The number of Russians who have left since the start of the war is unclear.
By early October, some local media had reported that as many as 700,000 had fled following the September announcement of a mobilization drive to call up as many as 300,000 to fight. The government rejected that figure at the time.
6:50am: Emergency services workers killed while demining Ukraine’s Kherson
Three Ukrainian emergency services workers were killed on Saturday when a mine exploded while they were demining parts of the Kherson region, said the emergency service of another region, in which they served.
“All three selflessly served in the emergency and rescue squad of the Special Purpose Unit of the State Department of Ukraine in Zhytomyr region and performed the task of demining territories liberated from the enemy in the Kherson region,” the Zhytomyr emergency service said on its Facebook page.
The Zhytomyr region is west of Kyiv, in northern Ukraine.
Explosive experts have been at work in Kherson region since Ukrainian forces retook the regional capital, also named Kherson, and a number of settlements in mid-November.
11:50pm, December 24: Ukraine’s Zelensky delivers a defiant Christmas message
Ukrainians will create their own Christmas miracle by showing they remain unbowed despite Russian attacks that have plunged millions into darkness, President Volodymyr Zelensky has said in a defiant message.
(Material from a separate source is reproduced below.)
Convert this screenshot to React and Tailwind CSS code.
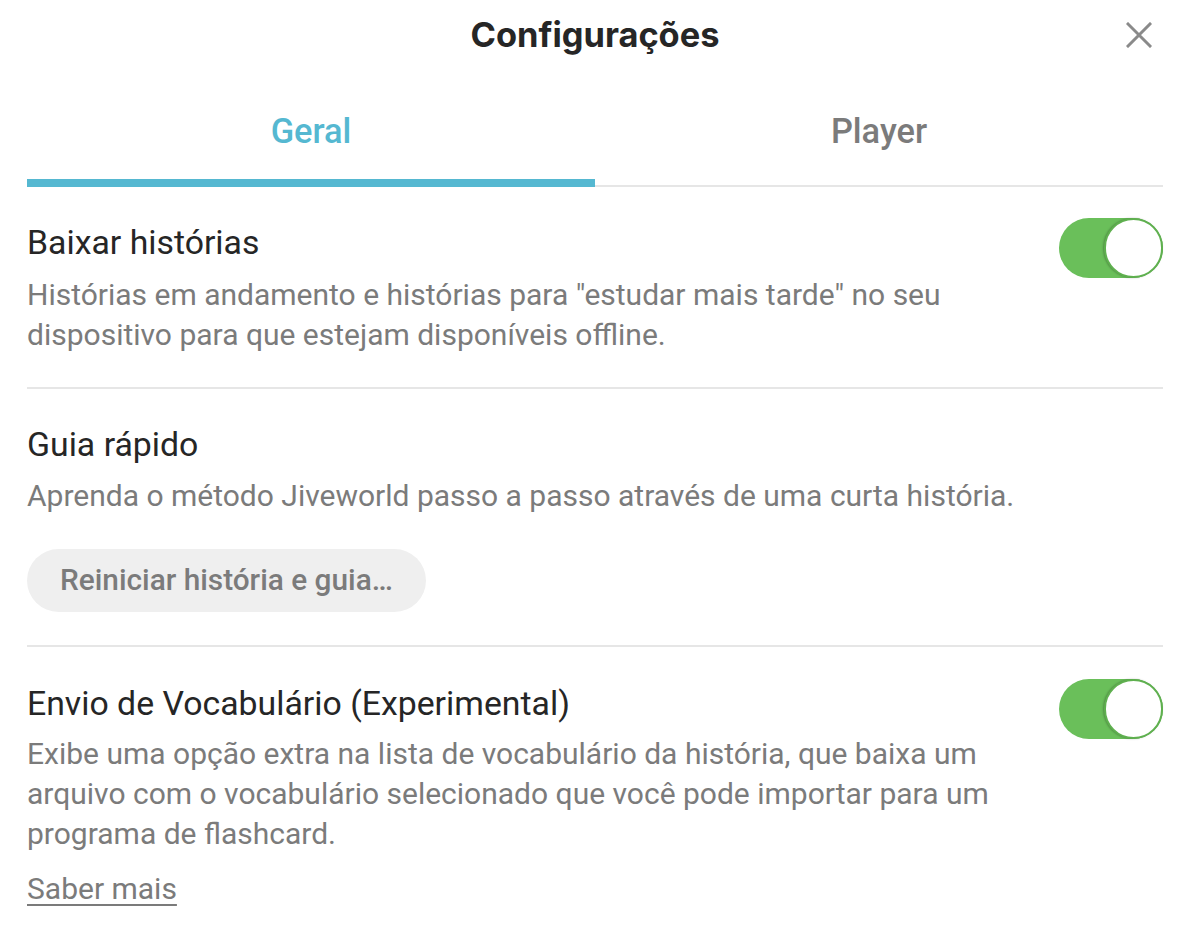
import React from "react";

function Toggle() {
  return (
    <div className="relative w-[104px] h-[60px] rounded-full bg-[#6abf5a] shrink-0">
      <div className="absolute right-0 top-0 w-[59px] h-[60px] rounded-full bg-white border-2 border-[#5fb04f] shadow-[-1px_0_2px_rgba(0,0,0,0.25)]" />
    </div>
  );
}

export default function App() {
  return (
    <div className="w-[1188px] h-[951px] bg-white" style={{ fontFamily: "Roboto, 'Noto Sans', sans-serif" }}>
      <div className="pl-[27px] pr-[25px]">
        <div className="relative h-[70px] flex items-center justify-center">
          <h1 className="text-[34.4px] leading-[40px] font-bold text-[#262626]" style={{ fontFamily: "Inter, 'Noto Sans', sans-serif" }}>
            Configurações
          </h1>
          <button className="absolute right-[11px] top-[22px] w-[26px] h-[26px] flex items-center justify-center">
            <svg width="26" height="26" viewBox="0 0 26 26" fill="none" stroke="#8a8a8a" strokeWidth="3" strokeLinecap="square">
              <path d="M2 2 L24 24 M24 2 L2 24" />
            </svg>
          </button>
        </div>

        <div className="flex mt-[41px] border-b-2 border-[#e6e6e6]">
          <div className="flex-1 flex flex-col items-center">
            <span className="text-[34.4px] font-medium text-[#55b8d1] leading-[40px]">Geral</span>
            <div className="w-full h-[8px] bg-[#55b8d1] mt-[28px] -mb-[2px]" />
          </div>
          <div className="flex-1 flex flex-col items-center">
            <span className="text-[34.4px] font-medium text-[#7b7b7b] leading-[40px]">Player</span>
          </div>
        </div>

        <div className="flex items-start justify-between pt-[36px] pb-[32px] border-b-2 border-[#e6e6e6]">
          <div className="w-[1010px]">
            <div className="text-[33.8px] text-[#262626] leading-[40px]">Baixar histórias</div>
            <div className="text-[30px] text-[#7b7b7b] leading-[40px] mt-[12px]">
              Histórias em andamento e histórias para "estudar mais tarde" no seu dispositivo para que estejam disponíveis offline.
            </div>
          </div>
          <div className="-mt-[5px]">
            <Toggle />
          </div>
        </div>

        <div className="pt-[36px] pb-[33px] border-b-2 border-[#e6e6e6]">
          <div className="text-[33.8px] text-[#262626] leading-[40px]">Guia rápido</div>
          <div className="text-[30px] text-[#7b7b7b] leading-[40px] mt-[11px]">
            Aprenda o método Jiveworld passo a passo através de uma curta história.
          </div>
          <button className="mt-[33px] h-[63px] px-[33px] rounded-full bg-[#efefef] text-[29.8px] font-medium text-[#7b7b7b]">
            Reiniciar história e guia…
          </button>
        </div>

        <div className="flex items-start justify-between pt-[37px]">
          <div className="w-[1010px]">
            <div className="text-[33.8px] text-[#262626] leading-[40px]">Envio de Vocabulário (Experimental)</div>
            <div className="text-[30px] text-[#7b7b7b] leading-[40px] mt-[10px]">
              Exibe uma opção extra na lista de vocabulário da história, que baixa um arquivo com o vocabulário selecionado que você pode importar para um programa de flashcard.
            </div>
            <div className="mt-[15px] text-[30px] text-[#7b7b7b] leading-[40px] underline underline-offset-[5px] decoration-[2px]">Saber mais</div>
          </div>
          <div className="-mt-[5px]">
            <Toggle />
          </div>
        </div>
      </div>
    </div>
  );
}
Speaking 10 months to the day since Russia launched a war that has killed tens of thousands and displaced millions more, Zelensky said that while freedom came at a high price, slavery would cost even more.
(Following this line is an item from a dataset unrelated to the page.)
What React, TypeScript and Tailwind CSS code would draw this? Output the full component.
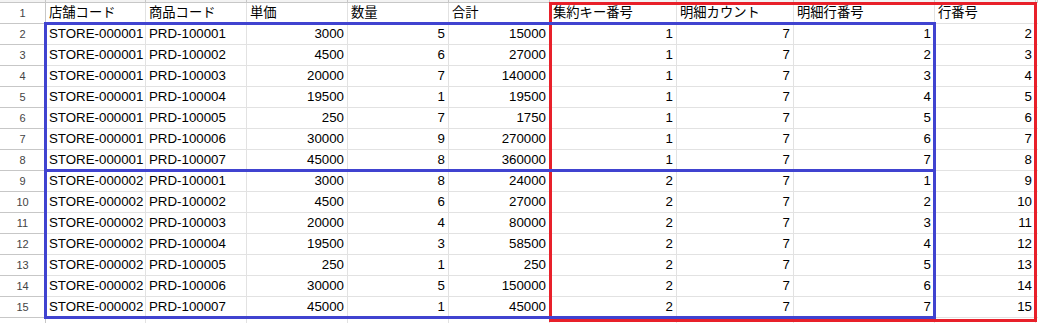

“We endured at the beginning of the war – we withstood attacks, threats, nuclear blackmail, terror, missile strikes. We will endure this winter because we know what we are fighting for,” he said.
Zelensky made his remarks in a video address to Ukrainians who celebrate Christmas in December. Most Ukrainians are Orthodox Christians and mark the occasion in early January.
“Even in complete darkness, we will find each other to hug each other tightly. And if there is no heat, we will embrace each other for a long time to warm each other,” he said.
“We will smile and be happy, as always. There is one difference – we will not wait for a miracle, since we are creating it ourselves.”
7:35pm: Death toll rises from shelling of Kherson
Russian shells pummeled the southern Ukrainian city of Kherson on Saturday, killing at least 10 people and injuring 55 in the city that Moscow’s troops were forced to abandon last month.
Ukrainian President Volodymyr Zelensky, just back from his quick trip to Washington, posted photos of the wreckage on his social media accounts. He noted the destruction came as Ukrainians were beginning Christmas celebrations that for many Orthodox Christians will culminate in the traditional celebration on January 7.
“This is not sensitive content – it’s the real life of Kherson,” Zelensky tweeted. The images showed cars on fire, bodies on the street and building windows blown out.
Yaroslav Yanushevych, the governor of the Kherson region, said in televised remarks that the number of people killed in the latest shelling of the city rose from seven to 10. He added that 55 people were wounded, 18 of them in grave condition, including a 6-year-old child.